I would propose another possible nuance to Ibn Ezra’s reading. Ordinarily, one might assume that a religious person would take on a particular observance or practice because she felt that God commanded her (however we understand that process to happen) to do so. Yet maybe sometimes we come to “know” God- that is, feel close to or experience holiness on an emotional or spiritual level- through the actual practice of rituals and observances themselves. It’s like a cycle that builds on itself; we reach out to God through ritual and observance, and in those very moments of extending ourselves we come to know for Whom we are reaching. An example might be two lovers who take a weekend holiday together; they clearly love and desire each other before they go away (one hopes) but in the very act of creating special space for each other and spending time together they come to know and love each other more deeply (again, one hopes.)
It seems to me that the in Saadia’s and Rashi’s reading of our verse, the spirituality of Shabbat comes from a sense of being dedicated to our task in the world around us- by observing Shabbat, after the manner of our community, we witness to the world that there is a greater truth than economic activity and material well-being. In this perspective, the crucial observances of Shabbat are the “don’ts” , or negative commandments: don’t work, don’t buy and sell things, etc. In Ibn Ezra’s reading, the spirituality of Shabbat is more in the “do’s”, or positive commandments: do study Torah, do pray with your community, do eat festive meals with loved ones and guests, do take the time to appreciate with wonder the world and people around you. In this way of looking at things, the “don’ts” create the space in which the “do’s” can happen, rather than being ends in themselves.
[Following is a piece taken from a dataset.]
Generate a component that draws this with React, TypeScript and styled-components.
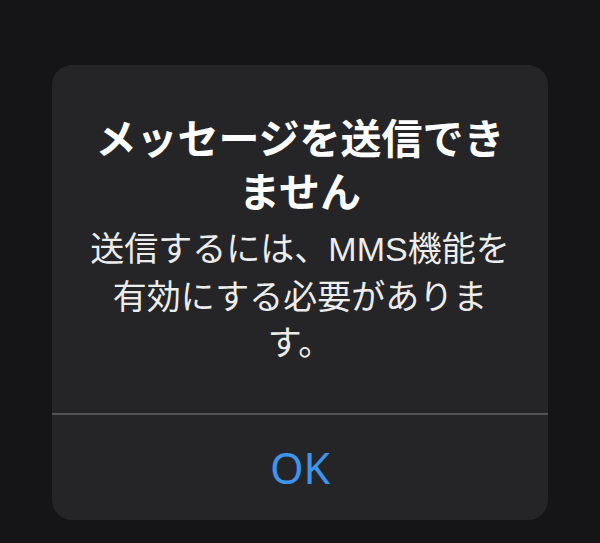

Ideally, Shabbat, or any other Jewish observance, has both an outer form and an inner experience; sometimes we can’t get to that more “spiritual” or inner quality of the practice until we’ve done it a bit and feel comfortable with it, at which point the relationship between outer forms and inner experience becomes clearer to us. Abraham Joshua Heschel said that a Jew isn’t asked to take a leap of faith, but a leap of action, alluding to the kind of “knowing” that comes after the doing. “Knowing” God can be like knowing a person; one has to take the time and make the space for any intimate relationship to grow.